The implications of this for economic theory are nothing short of enormous. In Keynesian economics, for example, investment decisions are made in the face of true uncertainty. Investors work in the dark, as it were, and investment decisions are ultimately the result of what Keynes called “animal spirits”. In Chapter 12 of The General Theory of Employment, Money and Interest — available at Marxists.org — Keynes lays out his theory of animal spirits:
Even apart from the instability due to speculation, there is the instability due to the characteristic of human nature that a large proportion of our positive activities depend on spontaneous optimism rather than mathematical expectations, whether moral or hedonistic or economic. Most, probably, of our decisions to do something positive, the full consequences of which will be drawn out over many days to come, can only be taken as the result of animal spirits—a spontaneous urge to action rather than inaction, and not as the outcome of a weighted average of quantitative benefits multiplied by quantitative probabilities.
Understanding the role uncertainty plays in Keynesian theory actually brings up an important point which when articulated will highlight where I think I depart from Syll. While I am not particularly familiar with Syll’s work, his Wikipedia article tells us that:
He is a critical realist and an outspoken opponent of all kinds of social constructivism and postmodern relativism.
This is the philosophical position that is often attributed to Keynes himself, although I think this attribution incorrect. To understand the importance of this we must understand Keynes’ own philosophical background. In Cambridge when Keynes was a student there were two schools of thought that vied for authority. On the one hand there were the Hegelians and on the other hand there were the Rationalists.

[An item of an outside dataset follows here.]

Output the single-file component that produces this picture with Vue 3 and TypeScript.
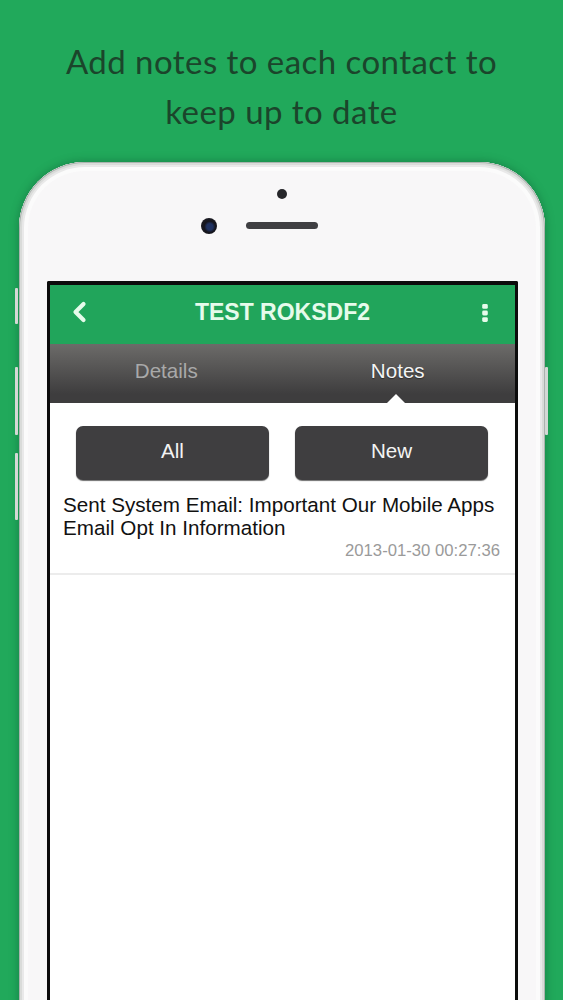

Both were Idealists insofar as they believed that the external world did not exist independently of the human mind — in this they were both descendents of the great Irish philosopher George Berkeley. However, whereas the Hegelians argued that the world is ultimately the product of peoples’ beliefs and is thus constructed by these beliefs, the Rationalists argued that there were actually a priori rules that governed the human mind and these rules were discoverable. In short, the Hegelians held Truth to be somewhat relative while the Rationalists held it to be absolute.

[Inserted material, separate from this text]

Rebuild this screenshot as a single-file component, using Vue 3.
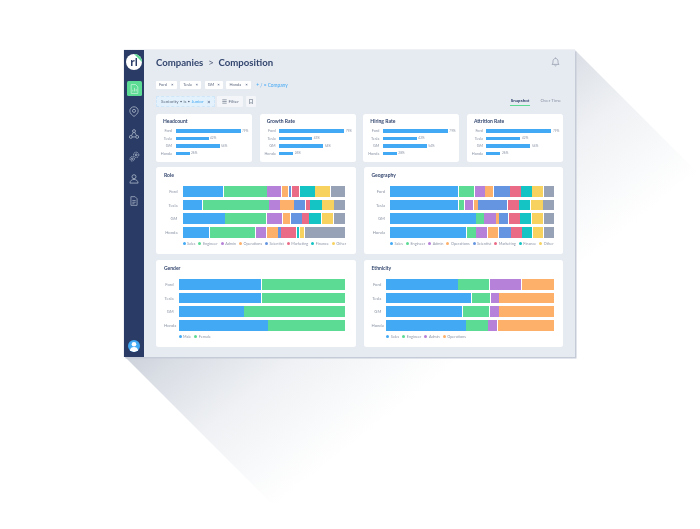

The lines that exist between the critical realists like Syll and people who fall into the so-called postmodern camp are usually pretty much the same as those between the old Cambridge Hegelians and the Rationalist colleagues. Yet, I think that read correctly Keynes’ economics is actually far closer to the old Hegelian or the postmodern position than to the Rationalist or critical realist position. I do not, however, claim that Keynes was aware of this. Nevertheless, the following paragraph from Chapter 12 of the General Theory which I would argue lies behind the animal spirits theory of investment does seem to indicate that in Keynesian economic theory the ultimate determinate of investment — and hence of economic growth generally — relies on impulses that are based purely on socially constructed belief:
[P]rofessional investment may be likened to those newspaper competitions in which the competitors have to pick out the six prettiest faces from a hundred photographs, the prize being awarded to the competitor whose choice most nearly corresponds to the average preferences of the competitors as a whole; so that each competitor has to pick, not those faces which he himself finds prettiest, but those which he thinks likeliest to catch the fancy of the other competitors, all of whom are looking at the problem from the same point of view. It is not a case of choosing those which, to the best of one’s judgment, are really the prettiest, nor even those which average opinion genuinely thinks the prettiest. We have reached the third degree where we devote our intelligences to anticipating what average opinion expects the average opinion to be. And there are some, I believe, who practice the fourth, fifth and higher degrees.
I have written elsewhere on this important aspect of Keynesian theory and those interested on my extended thoughts can read that piece, but suffice it to say that here that this indicates a strongly relativistic position on Keynes’ part. There is no Absolute Rationality dictating economic development at all. There are simply a bunch of investors that effectively work in a sort of hall of mirrors, guessing each others’ feelings and sentiments about the future. The image presented here is much like the one in the above painting: a bunch of blind people wandering around a topsy-turvy world, groping about and constructing stories in order to get by day-to-day.
Update: I just came across the following exchange between Lars Syll and Paul Davidson on the difference between Knightian and Keynesian uncertainty that largely says the same as what I have said above in a slightly different way. Davidson also goes into some of the practical implications of the Knightian worldview which are worth reproducing here:
If you believe it is an ergodic system and epistemology is the only problem, then you should urge more transparency , better data collection, hiring more “quants” on Wall Street to generate “better” risk management computer problems, etc — and above all keep the government out of regulating financial markets — since all the government can do is foul up the outcome that the ergodic process is ready to deliver.
Long live Stiglitz and the call for transparency to end asymmetric information — and permit all to know the epistemological solution for the ergodic process controlling the economy.